While government officials and community groups share a considerable load of the responsibility, Ghzala, who coordinates Milton-Parc’s social cohabitation committee, said the committee found that there are there are gestures any housed resident can do to promote social cohabitation.

Ghzala relayed the thoughts of one committee member.

“[They said] conversing with your neighbours, housed or not, [would help],” said Ghzala. “Do you know their names? How many people know the names of the unhoused people who have lived next to them for years?”

Crowell echoed the need to listen to unhoused people.

“These people know what they need and it’s on us to listen,” he said. “Listen to the people who are actually affected by this situation.
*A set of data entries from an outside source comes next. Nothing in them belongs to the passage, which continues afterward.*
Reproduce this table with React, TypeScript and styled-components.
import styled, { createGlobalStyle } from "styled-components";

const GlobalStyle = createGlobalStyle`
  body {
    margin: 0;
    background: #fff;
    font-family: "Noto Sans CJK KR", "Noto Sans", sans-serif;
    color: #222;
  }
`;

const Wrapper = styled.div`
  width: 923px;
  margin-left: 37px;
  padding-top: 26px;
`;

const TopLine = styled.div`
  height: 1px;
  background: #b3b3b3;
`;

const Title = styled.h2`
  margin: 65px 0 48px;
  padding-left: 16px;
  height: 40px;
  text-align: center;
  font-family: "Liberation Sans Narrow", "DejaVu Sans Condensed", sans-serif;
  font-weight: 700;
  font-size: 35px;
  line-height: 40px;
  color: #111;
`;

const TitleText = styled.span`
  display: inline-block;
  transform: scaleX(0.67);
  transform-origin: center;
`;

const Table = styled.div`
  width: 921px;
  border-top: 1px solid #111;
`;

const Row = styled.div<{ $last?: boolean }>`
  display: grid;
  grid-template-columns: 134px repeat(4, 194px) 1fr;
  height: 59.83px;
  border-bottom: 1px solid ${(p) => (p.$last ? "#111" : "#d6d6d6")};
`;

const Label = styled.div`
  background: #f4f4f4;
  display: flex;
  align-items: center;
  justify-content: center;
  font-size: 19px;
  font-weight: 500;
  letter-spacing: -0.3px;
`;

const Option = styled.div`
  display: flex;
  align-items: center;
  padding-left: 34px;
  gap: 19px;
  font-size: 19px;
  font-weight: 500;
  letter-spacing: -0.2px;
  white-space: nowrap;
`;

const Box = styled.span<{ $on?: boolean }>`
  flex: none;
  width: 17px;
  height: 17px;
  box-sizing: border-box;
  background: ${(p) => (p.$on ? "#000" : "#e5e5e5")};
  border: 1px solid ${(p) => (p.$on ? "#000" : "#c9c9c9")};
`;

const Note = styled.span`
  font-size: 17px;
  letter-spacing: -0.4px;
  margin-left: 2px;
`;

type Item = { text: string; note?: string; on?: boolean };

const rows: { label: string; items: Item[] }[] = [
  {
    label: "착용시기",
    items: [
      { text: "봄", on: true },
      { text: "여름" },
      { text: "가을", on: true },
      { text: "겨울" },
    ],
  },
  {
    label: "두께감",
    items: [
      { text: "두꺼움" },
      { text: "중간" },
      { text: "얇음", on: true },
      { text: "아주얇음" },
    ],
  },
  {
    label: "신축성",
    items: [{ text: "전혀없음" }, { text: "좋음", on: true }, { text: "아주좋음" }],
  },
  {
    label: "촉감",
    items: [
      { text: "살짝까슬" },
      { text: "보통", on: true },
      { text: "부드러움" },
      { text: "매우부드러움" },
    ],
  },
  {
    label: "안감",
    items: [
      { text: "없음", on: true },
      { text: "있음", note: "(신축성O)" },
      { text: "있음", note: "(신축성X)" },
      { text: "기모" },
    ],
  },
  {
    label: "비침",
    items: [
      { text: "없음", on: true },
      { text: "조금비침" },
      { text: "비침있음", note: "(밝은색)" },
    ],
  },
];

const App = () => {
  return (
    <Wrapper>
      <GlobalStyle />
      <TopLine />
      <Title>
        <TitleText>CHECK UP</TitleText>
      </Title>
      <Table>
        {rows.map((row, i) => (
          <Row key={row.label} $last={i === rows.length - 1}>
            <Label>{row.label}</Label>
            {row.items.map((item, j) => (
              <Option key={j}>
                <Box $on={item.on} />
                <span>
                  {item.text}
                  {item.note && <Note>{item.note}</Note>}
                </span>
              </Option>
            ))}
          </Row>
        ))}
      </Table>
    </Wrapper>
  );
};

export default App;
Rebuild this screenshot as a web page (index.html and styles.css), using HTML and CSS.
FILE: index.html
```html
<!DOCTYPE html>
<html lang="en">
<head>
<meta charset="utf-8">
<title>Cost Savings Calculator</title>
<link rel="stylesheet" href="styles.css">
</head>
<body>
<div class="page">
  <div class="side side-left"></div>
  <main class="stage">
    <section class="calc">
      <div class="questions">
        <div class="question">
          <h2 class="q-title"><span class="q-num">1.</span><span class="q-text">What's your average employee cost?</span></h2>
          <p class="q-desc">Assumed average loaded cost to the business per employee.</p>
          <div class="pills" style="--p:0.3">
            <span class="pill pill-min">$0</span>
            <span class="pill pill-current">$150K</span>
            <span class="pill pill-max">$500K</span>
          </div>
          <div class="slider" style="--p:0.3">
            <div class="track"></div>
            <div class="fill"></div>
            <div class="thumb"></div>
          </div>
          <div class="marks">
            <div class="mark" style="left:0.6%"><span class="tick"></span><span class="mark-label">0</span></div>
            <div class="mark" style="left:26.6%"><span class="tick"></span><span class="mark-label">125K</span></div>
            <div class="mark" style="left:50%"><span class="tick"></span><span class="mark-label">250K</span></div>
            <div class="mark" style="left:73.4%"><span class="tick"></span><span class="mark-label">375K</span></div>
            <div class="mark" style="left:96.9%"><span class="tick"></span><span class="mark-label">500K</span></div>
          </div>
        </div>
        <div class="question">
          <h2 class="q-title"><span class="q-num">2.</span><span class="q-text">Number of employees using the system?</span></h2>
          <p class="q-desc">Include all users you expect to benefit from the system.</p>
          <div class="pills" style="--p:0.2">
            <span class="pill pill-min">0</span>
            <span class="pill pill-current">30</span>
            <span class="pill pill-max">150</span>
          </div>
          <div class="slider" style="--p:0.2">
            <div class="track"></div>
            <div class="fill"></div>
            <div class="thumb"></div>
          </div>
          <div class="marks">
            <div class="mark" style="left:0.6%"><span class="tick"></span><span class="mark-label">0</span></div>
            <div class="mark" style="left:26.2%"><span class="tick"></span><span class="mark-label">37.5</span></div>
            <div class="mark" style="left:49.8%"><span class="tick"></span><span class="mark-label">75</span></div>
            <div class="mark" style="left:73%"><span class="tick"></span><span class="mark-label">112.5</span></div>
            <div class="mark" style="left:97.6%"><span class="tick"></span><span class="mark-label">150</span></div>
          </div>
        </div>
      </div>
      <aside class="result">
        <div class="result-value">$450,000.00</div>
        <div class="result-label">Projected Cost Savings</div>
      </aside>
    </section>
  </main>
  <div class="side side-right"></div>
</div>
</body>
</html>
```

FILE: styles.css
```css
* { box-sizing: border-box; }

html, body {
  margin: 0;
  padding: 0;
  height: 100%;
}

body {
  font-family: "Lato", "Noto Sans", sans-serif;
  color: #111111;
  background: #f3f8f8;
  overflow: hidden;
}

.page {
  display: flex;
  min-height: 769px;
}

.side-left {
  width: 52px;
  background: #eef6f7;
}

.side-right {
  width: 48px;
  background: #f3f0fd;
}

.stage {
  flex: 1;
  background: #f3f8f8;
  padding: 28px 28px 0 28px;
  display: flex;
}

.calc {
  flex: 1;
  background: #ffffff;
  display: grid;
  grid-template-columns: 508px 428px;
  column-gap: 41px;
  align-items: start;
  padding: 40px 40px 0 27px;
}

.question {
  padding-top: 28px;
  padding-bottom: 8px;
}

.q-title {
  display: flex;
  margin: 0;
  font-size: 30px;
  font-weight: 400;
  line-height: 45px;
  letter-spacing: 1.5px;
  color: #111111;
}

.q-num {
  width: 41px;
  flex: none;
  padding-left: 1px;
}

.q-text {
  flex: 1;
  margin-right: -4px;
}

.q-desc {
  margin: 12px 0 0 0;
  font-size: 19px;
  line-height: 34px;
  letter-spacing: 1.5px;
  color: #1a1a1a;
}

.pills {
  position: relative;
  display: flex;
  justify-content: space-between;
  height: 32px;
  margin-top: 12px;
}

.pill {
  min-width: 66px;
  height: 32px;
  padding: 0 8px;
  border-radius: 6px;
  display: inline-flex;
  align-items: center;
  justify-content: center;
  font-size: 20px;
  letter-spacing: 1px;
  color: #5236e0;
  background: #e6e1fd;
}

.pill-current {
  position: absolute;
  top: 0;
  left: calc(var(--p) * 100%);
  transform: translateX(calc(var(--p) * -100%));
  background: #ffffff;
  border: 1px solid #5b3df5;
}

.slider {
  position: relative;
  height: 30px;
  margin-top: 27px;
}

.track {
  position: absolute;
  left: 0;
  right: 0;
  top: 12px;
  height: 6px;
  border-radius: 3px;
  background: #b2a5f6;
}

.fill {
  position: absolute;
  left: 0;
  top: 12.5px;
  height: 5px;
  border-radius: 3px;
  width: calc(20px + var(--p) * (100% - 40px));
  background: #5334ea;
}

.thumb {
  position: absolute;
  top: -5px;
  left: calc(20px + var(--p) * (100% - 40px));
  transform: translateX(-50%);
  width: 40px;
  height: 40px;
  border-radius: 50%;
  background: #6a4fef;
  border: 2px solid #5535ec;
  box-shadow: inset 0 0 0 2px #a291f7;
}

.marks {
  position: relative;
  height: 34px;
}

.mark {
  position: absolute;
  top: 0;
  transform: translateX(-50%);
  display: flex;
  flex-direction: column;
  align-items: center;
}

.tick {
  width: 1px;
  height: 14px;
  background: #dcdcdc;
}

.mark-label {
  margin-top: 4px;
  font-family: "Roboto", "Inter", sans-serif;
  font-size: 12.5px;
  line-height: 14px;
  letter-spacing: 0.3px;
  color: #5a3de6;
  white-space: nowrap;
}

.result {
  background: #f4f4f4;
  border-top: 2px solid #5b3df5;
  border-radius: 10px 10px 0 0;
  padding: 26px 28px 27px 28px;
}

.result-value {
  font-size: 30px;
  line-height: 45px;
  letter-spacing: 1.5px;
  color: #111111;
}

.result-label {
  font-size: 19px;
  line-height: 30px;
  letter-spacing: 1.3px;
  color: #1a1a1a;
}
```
They know their needs.”

For Lebire, however, the solution to homelessness in Milton-Parc is indeed cohabitation.

“You want for those people to want to reintegrate [into] a society that marginalized them,” he explained. “We’re always defending their rights without ever giving them responsibilities or opportunities for them to be more than victims.”

It’s with that idea in mind that Lebire created his own grassroots organization, Comm-Un. Its aim is to empower people experiencing homelessness and to communicate with them on equal footing.

Lebire says that “it takes a village” to address homelessness. Whether it’s through organizations that empower or give resources to people experiencing homelessness, or by taking the time to know your neighbours, everyone can make a difference in social cohabitation.

Correction: A quote from Sami Ghzala has been modified to attribute the opinions of a member of Milton-Parc’s social cohabitation committee, not Ghzala.